Last week, the American Journal of Public Health published a PHLR paper by Michelle Mello and colleagues calling for our field to identfy “critical opportunities” for public health law. Critical Opportunities are legal interventions that target important public health problems.  They may have a strong evidence base but be underutilized (like alcohol taxes that keep up with inflation). They may be ideas that appear to be working in practice, and have a plausible mechanism of effect, even if our evidence base still consists of early studies or reports from practice (like distributing naloxone to opioid users and their friends to reduce overdose death). And they may be innovations that are plausible because of how they appear to relate to the problem or because they are similar in mechanism to other legal interventions that have been proven to work (like restricting sales of single cigars).  The bottom line is that we can do a better job spreading the word about legal interventions that work and that policy makers and the public can get behind in states and localities around the country.

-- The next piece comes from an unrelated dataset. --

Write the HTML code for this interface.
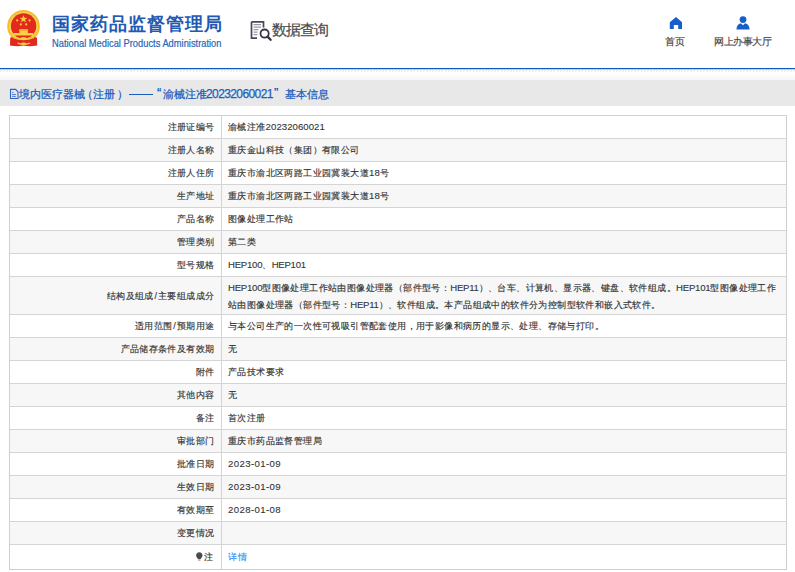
<!DOCTYPE html>
<html><head><meta charset="utf-8">
<style>
*{margin:0;padding:0;box-sizing:border-box}
html,body{width:795px;height:572px;overflow:hidden;background:#fff;font-family:"Liberation Sans",sans-serif;}
.abs{position:absolute}
#title{left:52px;top:12px;font-size:18px;font-weight:bold;color:#2259b2;white-space:nowrap;line-height:24px;letter-spacing:1.05px}
#en{left:52px;top:37px;font-size:10.5px;color:#2a64b4;-webkit-text-stroke:0.2px #2a64b4;white-space:nowrap;line-height:12px;transform:scaleX(0.888);transform-origin:0 0}
#sq{left:272px;top:19px;font-size:15px;letter-spacing:-0.9px;color:#4a4a4a;-webkit-text-stroke:0.2px #4a4a4a;line-height:22px;white-space:nowrap}
.nav{font-size:9.55px;letter-spacing:-0.5px;color:#444;-webkit-text-stroke:0.15px #444;line-height:12px;white-space:nowrap}
#line{left:0;top:68px;width:795px;height:1px;background:#0d5fc0;box-shadow:0 1px 0 rgba(60,130,210,0.35)}
#hatch{left:0;top:70px;width:795px;height:2px;background:repeating-linear-gradient(135deg,#fff 0 0.8px,#e2e2e2 0.8px 1.5px,#fff 1.5px 2.2px)}
#grad{left:0;top:73px;width:795px;height:7px;background:linear-gradient(#fff,#f6f6f6)}
#bar{left:0;top:80px;width:795px;height:26px;background:#e8e8e8}
.bt{top:85.5px;font-size:11px;color:#1a5dc0;-webkit-text-stroke:0.25px #1a5dc0;line-height:17px;white-space:nowrap}
.dg{font-size:12px;letter-spacing:-0.6px}
table{position:absolute;left:9px;top:115px;width:778px;table-layout:fixed;border-collapse:separate;border-spacing:0;border:1px solid #cfcfcf;font-size:9px;letter-spacing:0.4px;color:#333;-webkit-text-stroke:0.15px #333}
td{border-bottom:1px solid #d4d4d4;height:23px;padding:1px 6px 0 6px;line-height:17px;white-space:nowrap}
td.l{width:212px;text-align:right;border-right:1px solid #d4d4d4;padding-right:6.5px}
tr.tall td{height:38px;padding-top:2px}
tr:last-child td{border-bottom:0;height:24px}
tr:nth-child(even) td{background:#f7f7f7}
.n{font-size:9.6px;line-height:0;letter-spacing:0.05px;-webkit-text-stroke:0.1px #333}
.d{letter-spacing:0.4px}
.h{letter-spacing:-0.25px}
.sl{margin:0 0.7px}
.pin{display:inline-block;margin-right:1px;vertical-align:-1px}
a{color:#2f8af4;-webkit-text-stroke:0.15px #2f8af4;letter-spacing:1.2px;text-decoration:none}
</style></head><body>
<!-- emblem -->
<svg class="abs" style="left:0;top:5px" width="48" height="48" viewBox="0 5 48 48">
  <circle cx="23.5" cy="26.2" r="16.3" fill="#f2bd2e"/>
  <circle cx="23.5" cy="26.2" r="14.5" fill="#f7d04a"/>
  <circle cx="23.6" cy="26.0" r="12.7" fill="#e3291d"/>
  <polygon points="23.5,15.2 24.5,17.8 27.3,17.9 25.1,19.6 25.9,22.3 23.5,20.7 21.1,22.3 21.9,19.6 19.7,17.9 22.5,17.8" fill="#f8d33e"/>
  <circle cx="17.2" cy="20.4" r="1.05" fill="#f8d33e"/>
  <circle cx="29.6" cy="20.4" r="1.05" fill="#f8d33e"/>
  <circle cx="20.8" cy="24.4" r="1.05" fill="#f8d33e"/>
  <circle cx="26.2" cy="24.4" r="1.05" fill="#f8d33e"/>
  <path d="M18.7 30.8 L19.6 29.3 H27.7 L28.6 30.8Z" fill="#f8d33e"/>
  <rect x="19.5" y="30.8" width="8.3" height="2.3" fill="#f6cf46"/>
  <rect x="13.5" y="33" width="19.6" height="2.5" fill="#f8d33e"/>
  <path d="M10.2 37.6 Q13 36.5 16 38 Q23.5 41 31 38 Q34 36.5 37 37.6 L37.2 45.5 Q30 47 23.5 45.6 Q17 47 10 45.5Z" fill="#e02a20"/>
  <path d="M13 37.2 Q23.5 41.6 34 37.2" stroke="#f4c53a" stroke-width="1.8" fill="none"/>
  <ellipse cx="23.5" cy="38.6" rx="3.2" ry="1.5" fill="#f6cf46"/>
  <path d="M17.6 43.2 Q23.5 45.6 30 43.2" stroke="#f4c53a" stroke-width="1.4" fill="none"/>
  <ellipse cx="23.5" cy="43.6" rx="2.6" ry="1.2" fill="#f6cf46"/>
</svg>
<div id="title" class="abs">国家药品监督管理局</div>
<div id="en" class="abs">National Medical Products Administration</div>
<!-- data query icon -->
<svg class="abs" style="left:248px;top:19px" width="26" height="24" viewBox="248 19 26 24">
  <path d="M251.5 21.8 H263.5 V27.5 M251.5 21.8 V38.2 H257" stroke="#474756" stroke-width="1.7" fill="none"/>
  <path d="M253.5 24.6 H261 M253.5 27.1 H261 M253.5 29.6 H258.5 M253.5 32.1 H257.5 M253.5 34.6 H257.5" stroke="#9a9aa6" stroke-width="1.3"/>
  <circle cx="264.6" cy="33.6" r="4.1" stroke="#353545" stroke-width="1.8" fill="none"/>
  <path d="M267.6 36.6 L270.6 39.8" stroke="#353545" stroke-width="2.3" stroke-linecap="round"/>
</svg>
<div id="sq" class="abs">数据查询</div>
<!-- nav -->
<svg class="abs" style="left:668px;top:15px" width="16" height="16" viewBox="668 15 16 16">
  <path d="M676 17 L682 22.2 V28.9 H678.2 V25 H673.8 V28.9 H669.8 V22.2Z" fill="#1460c8"/>
</svg>
<div class="abs nav" style="left:665px;top:36px">首页</div>
<svg class="abs" style="left:734px;top:14px" width="18" height="18" viewBox="734 14 18 18">
  <circle cx="743" cy="19.6" r="3.4" fill="#1460c8"/>
  <path d="M736.4 29.4 Q736.8 24 740.8 23.2 L743 25.3 L745.2 23.2 Q749.2 24 749.6 29.4Z" fill="#1460c8"/>
</svg>
<div class="abs nav" style="left:714px;top:36px">网上办事大厅</div>

<div id="line" class="abs"></div>
<div id="hatch" class="abs"></div>
<div id="grad" class="abs"></div>
<div id="bar" class="abs"></div>
<svg class="abs" style="left:9px;top:88px" width="11" height="12" viewBox="9 88 11 12">
  <path d="M10.5 89.4 H15.6 L18 91.8 V98.5 H10.5Z" stroke="#2a62c8" stroke-width="1.1" fill="none"/>
  <path d="M12.1 92.4 H13.6 M12.1 94.5 H15.9 M12.1 96.4 H15.9" stroke="#3a6ad0" stroke-width="0.9"/>
</svg>
<div class="abs bt" style="left:19px">境内医疗器械</div>
<div class="abs bt" style="left:81.5px">（</div>
<div class="abs bt" style="left:93px">注册</div>
<div class="abs bt" style="left:117px">）</div>
<div class="abs bt" style="left:129px;top:93.5px;width:24px;height:1.5px;background:#1a5dc0"></div>
<div class="abs bt" style="left:157px;font-size:13px;top:84px">“</div>
<div class="abs bt" style="left:163px">渝械注准</div>
<div class="abs bt dg" style="left:206px">20232060021</div>
<div class="abs bt" style="left:274px;font-size:13px;top:84px">”</div>
<div class="abs bt" style="left:285px">基本信息</div>

<table>
<tr><td class="l">注册证编号</td><td>渝械注准<span class="n">20232060021</span></td></tr>
<tr><td class="l">注册人名称</td><td>重庆金山科技（集团）有限公司</td></tr>
<tr><td class="l">注册人住所</td><td>重庆市渝北区两路工业园冀装大道<span class="n">18</span>号</td></tr>
<tr><td class="l">生产地址</td><td>重庆市渝北区两路工业园冀装大道<span class="n">18</span>号</td></tr>
<tr><td class="l">产品名称</td><td>图像处理工作站</td></tr>
<tr><td class="l">管理类别</td><td>第二类</td></tr>
<tr><td class="l">型号规格</td><td><span class="n h">HEP100</span>、<span class="n h">HEP101</span></td></tr>
<tr class="tall"><td class="l">结构及组成<span class="sl">/</span>主要组成成分</td><td><span class="n h">HEP100</span>型图像处理工作站由图像处理器（部件型号：<span class="n h">HEP11</span>）、台车、计算机、显示器、键盘、软件组成。<span class="n h">HEP101</span>型图像处理工作<br>站由图像处理器（部件型号：<span class="n h">HEP11</span>）、软件组成。本产品组成中的软件分为控制型软件和嵌入式软件。</td></tr>
<tr><td class="l">适用范围<span class="sl">/</span>预期用途</td><td>与本公司生产的一次性可视吸引管配套使用，用于影像和病历的显示、处理、存储与打印。</td></tr>
<tr><td class="l">产品储存条件及有效期</td><td>无</td></tr>
<tr><td class="l">附件</td><td>产品技术要求</td></tr>
<tr><td class="l">其他内容</td><td>无</td></tr>
<tr><td class="l">备注</td><td>首次注册</td></tr>
<tr><td class="l">审批部门</td><td>重庆市药品监督管理局</td></tr>
<tr><td class="l">批准日期</td><td><span class="n d">2023-01-09</span></td></tr>
<tr><td class="l">生效日期</td><td><span class="n d">2023-01-09</span></td></tr>
<tr><td class="l">有效期至</td><td><span class="n d">2028-01-08</span></td></tr>
<tr><td class="l">变更情况</td><td></td></tr>
<tr><td class="l" style="padding-right:8px"><svg class="pin" width="7" height="9" viewBox="0 0 7 9"><path d="M3.3 0.3 C5.2 0.3 6.5 1.7 6.5 3.4 C6.5 4.8 5.3 5.6 4.6 7 H2 C1.3 5.6 0.1 4.8 0.1 3.4 C0.1 1.7 1.4 0.3 3.3 0.3Z" fill="#4a4a4a"/><rect x="2.1" y="7.3" width="2.4" height="1.4" fill="#9a9a9a"/></svg>注</td><td><a>详情</a></td></tr>
</table>
</body></html>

The Robert Wood Johnson Foundation has helped get the idea moving by supporting a series of videos in which public health lawyers, practitioners and researchers pitch their ideas for critical opportunities.  These are often done, like a Ted Talk, at meetings, and one of the audience favorites is Dana Singer’s pitch for action to deal with “Mountain Dew Mouth,” a term gaining in traction to name the devastating consequences of heavy consumption of sugary beverages, especially those with critic acid.  The issue is on the federal agenda as part of the debate about food stamps.  It’s a hard one: public health people see the terrible consequences of these products and think that ending the federal “subsidy” for them might reduce harm; SNAP advocates don’t like the idea of anyone telling poor people what to eat and drink; industry, well, you can guess. State and local beverage taxes are another option, and we know that taxes can reduce consumption of even addictive products.

NPR has a story on the problem and some of the solutions this week.  I’m glad to see more attention to this problem, because poor dental health can send anyone’s life on a harder course, and is a very big problem in Appalachia. If you don’t believe me, or even NPR, read Priscilla Harris’s paper and watch Dana’s critical ops video.